À l’exception du dernier point sur la valeur marchande, les données concernant les entreprises familiales sont plus encourageantes que pour les autres ce qui a fait grimper les moyennes.
«Les entreprises familiales sont généralement mieux préparées, car le transfert fait quelque sorte partie de leur ADN, note Rina Marchand. Elles ont des leçons à donner aux autres propriétaires qui veulent céder la leur.»
«Le transfert d’une génération à l’autre, cela fait partie du travail quotidien des PME familiales», ajoute l’autre coauteur de l’étude, Jorge Meija. professeur au Département d’entrepreneuriat et d’innovation de HEC Montréal et directeur de l’Observatoire de l’Institut d’entrepreneuriat Banque Nationale – HEC Montréal
En plus d’être peu préparés, les entrepreneurs qui veulent vendre leur entreprise semblent sous-évaluer l’ampleur de cette transaction. «Près de 6 propriétaires sur 10 (57,9 %) estiment que le processus de transfert de leur entreprise, lorsqu’amorcé, se fera rapidement et prendra seulement de 1 à 3 années, écrivent les auteurs.
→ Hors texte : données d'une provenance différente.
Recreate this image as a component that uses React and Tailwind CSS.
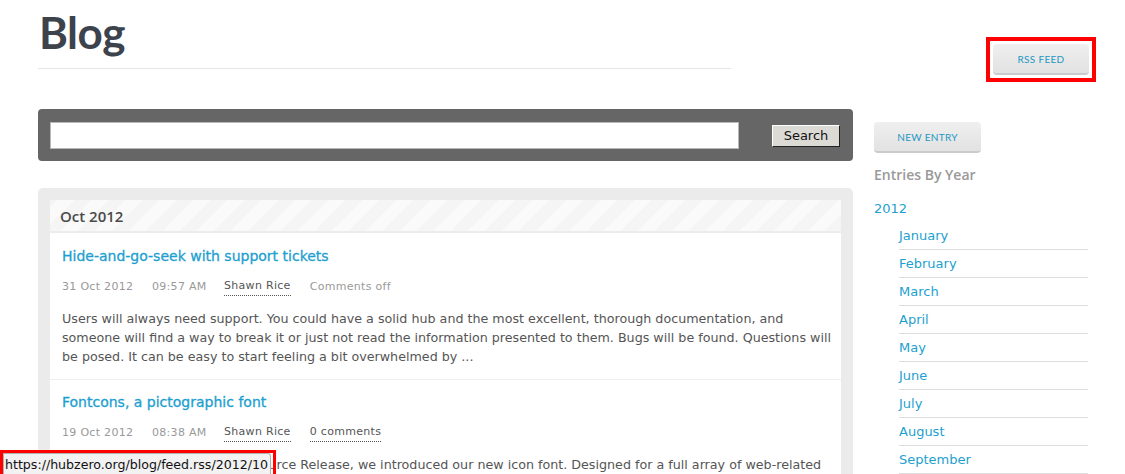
import React from "react";

const months = [
  "January",
  "February",
  "March",
  "April",
  "May",
  "June",
  "July",
  "August",
  "September",
  "October",
];

const entries = [
  {
    title: "Hide-and-go-seek with support tickets",
    date: "31 Oct 2012",
    time: "09:57 AM",
    author: "Shawn Rice",
    comments: "Comments off",
    link: false,
    lines: [
      "Users will always need support. You could have a solid hub and the most excellent, thorough documentation, and",
      "someone will find a way to break it or just not read the information presented to them. Bugs will be found. Questions will",
      "be posed. It can be easy to start feeling a bit overwhelmed by ...",
    ],
  },
  {
    title: "Fontcons, a pictographic font",
    date: "19 Oct 2012",
    time: "08:38 AM",
    author: "Shawn Rice",
    comments: "0 comments",
    link: true,
    lines: [
      "With the HUBzero 1.1.0 Open Source Release, we introduced our new icon font. Designed for a full array of web-related",
      "actions and symbols, it lets us style icons with plain CSS instead of images ...",
    ],
  },
];

function GrayButton({ children, className = "" }) {
  return (
    <button
      className={`rounded-[4px] border-b-2 border-[#c9cbcc] bg-linear-to-b from-[#efefef] to-[#e2e2e2] font-['Lato',sans-serif] text-[10px] uppercase tracking-[0.3px] text-[#1f97c4] ${className}`}
    >
      {children}
    </button>
  );
}

export default function App() {
  return (
    <div className="relative h-[474px] overflow-hidden bg-white font-['DejaVu_Sans',sans-serif]">
      {/* header */}
      <div className="flex pl-[38px] pt-[10px]">
        <div className="h-[59px] w-[693px] border-b border-[#e5e5e5]">
          <h1 className="pl-[1px] font-['Lato',sans-serif] text-[44px] font-bold leading-[44px] tracking-[-0.5px] text-[#3d434c]">
            Blog
          </h1>
        </div>
        <div className="ml-[255px] mt-[27px] h-[45px] w-[110px] border-4 border-[#ff0000] p-[3px]">
          <GrayButton className="h-[31px] w-[96px] leading-[28px]">RSS Feed</GrayButton>
        </div>
      </div>

      <div className="mt-[27px] flex gap-[21px] pl-[38px]">
        {/* main column */}
        <div className="w-[815px]">
          <div className="flex h-[52px] items-start justify-between rounded-[4px] bg-[#666666] px-[12px] pt-[13px]">
            <input className="h-[27px] w-[689px] border border-[#b8b8b8] bg-white" />
            <button className="mr-[1px] mt-[3px] h-[22px] w-[68px] border border-b-[#222] border-l-[#fff] border-r-[#222] border-t-[#fff] bg-[#dcdad5] text-[13px] leading-[18px] text-[#111]">
              Search
            </button>
          </div>

          <div className="mt-[27px] rounded-t-[5px] bg-[#ebebeb] px-[12px] pt-[12px]">
            <div className="bg-white">
              <div className="h-[33px] border-b-2 border-[#ececec] bg-[repeating-linear-gradient(-45deg,#f5f5f5_0px,#f5f5f5_12px,#fafafa_12px,#fafafa_24px)] pl-[10px] font-['Open_Sans',sans-serif] text-[15px] font-semibold leading-[32px] text-[#4a4a4a]">
                Oct 2012
              </div>
              {entries.map((e, i) => (
                <div
                  key={i}
                  className={`border-b border-[#eeeeee] px-[12px] pb-[13px] ${
                    i === 0 ? "pt-[13px]" : "pt-[12px]"
                  }`}
                >
                  <h3 className="text-[14px] leading-[20px] text-[#1d9fcf] [-webkit-text-stroke:0.3px_#1d9fcf]">
                    {e.title}
                  </h3>
                  <div className="mt-[12px] flex text-[11px] leading-[18px] tracking-[0.3px] text-[#999999]">
                    <span className="w-[90px]">{e.date}</span>
                    <span className="w-[72px]">{e.time}</span>
                    <span className="mr-[19px] border-b border-dotted border-[#555] leading-[15px] text-[#555555]">
                      {e.author}
                    </span>
                    <span
                      className={
                        e.link
                          ? "border-b border-dotted border-[#555] leading-[15px] text-[#555555]"
                          : ""
                      }
                    >
                      {e.comments}
                    </span>
                  </div>
                  <p className="mt-[13px] text-[12.7px] leading-[19px] text-[#555555]">
                    {e.lines.map((l, j) => (
                      <span key={j} className="block whitespace-nowrap">
                        {l}
                      </span>
                    ))}
                  </p>
                </div>
              ))}
            </div>
          </div>
        </div>

        {/* sidebar */}
        <div className="w-[214px] pt-[13px]">
          <GrayButton className="h-[31px] w-[107px] leading-[28px]">New Entry</GrayButton>
          <h4 className="mt-[12px] font-['Open_Sans',sans-serif] text-[14px] font-semibold leading-[20px] text-[#999999]">
            Entries By Year
          </h4>
          <div className="mt-[14px] text-[13px] leading-[20px] text-[#1d9fcf]">2012</div>
          <ul className="ml-[25px] mt-[3px] w-[189px]">
            {months.map((m) => (
              <li
                key={m}
                className="h-[28px] border-b border-[#dddddd] text-[13px] leading-[27px] text-[#1d9fcf]"
              >
                {m}
              </li>
            ))}
          </ul>
        </div>
      </div>

      {/* status bar overlay */}
      <div className="absolute bottom-0 left-0 h-[24px] w-[276px] border-[3px] border-b-0 border-[#ff0000]">
        <div className="h-full w-[268px] rounded-tr-[3px] border border-b-0 border-[#b0b0b0] bg-[#f2f2f2] pl-[1px] text-[12.6px] leading-[21px] text-[#111]">
          https://hubzero.org/blog/feed.rss/2012/10
        </div>
      </div>
    </div>
  );
}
Une vision très optimiste, selon plusieurs expert(e)s, et qui peut ajouter un élément de risque au processus.»
Passer le flambeau
Sachant que le nombre de propriétaires de PME voulant quitter le bateau est considérable, les auteurs estiment que l’accroissement du bassin de repreneurs potentiels devrait être une priorité. Toutefois, la création d’entreprise demeure beaucoup populaire que le repreneuriat. Chez ceux qui désirent se lancer en affaires, le repreneuriat stagne, passant de 19 % en 2010 à 21,9 % en 2022, tandis que la création d’entreprise accapare le reste du gâteau.
Plutôt boudé, le repreneuriat est cependant bien vu par l’ensemble de la population puisqu’environ 4 personnes sur 5 sondées affirment qu’il est tout aussi important que la création d’entreprises.
Mais il en faudra bien plus pour amener davantage de gens à embrasser le repreneuriat.
« Il n’y a pas de solution applicable du jour au lendemain », croit Rina Marchand. Elle souligne le travail d’éducation du Centre de transfert d’entreprise du Québec, des efforts d’institution comme HEC Montréal pour promouvoir le repreneuriat et l’implication de mentors.
Selon elle, une des clés sera de mieux arrimer la génération montante, qui se caractérise par une plus grande diversité (femmes, immigrants, etc.), aux entrepreneurs d’un certain âge voulant passer le flambeau.
«. On a un bassin de proprios cédant qui est d’un autre profil, déclare-t-elle. L’écosystème d’accompagnement peut encore plus tendre la main aux plus jeunes, afin de créer un pont entre ces générations. C’est important, car c’est maintenant que ça se passe.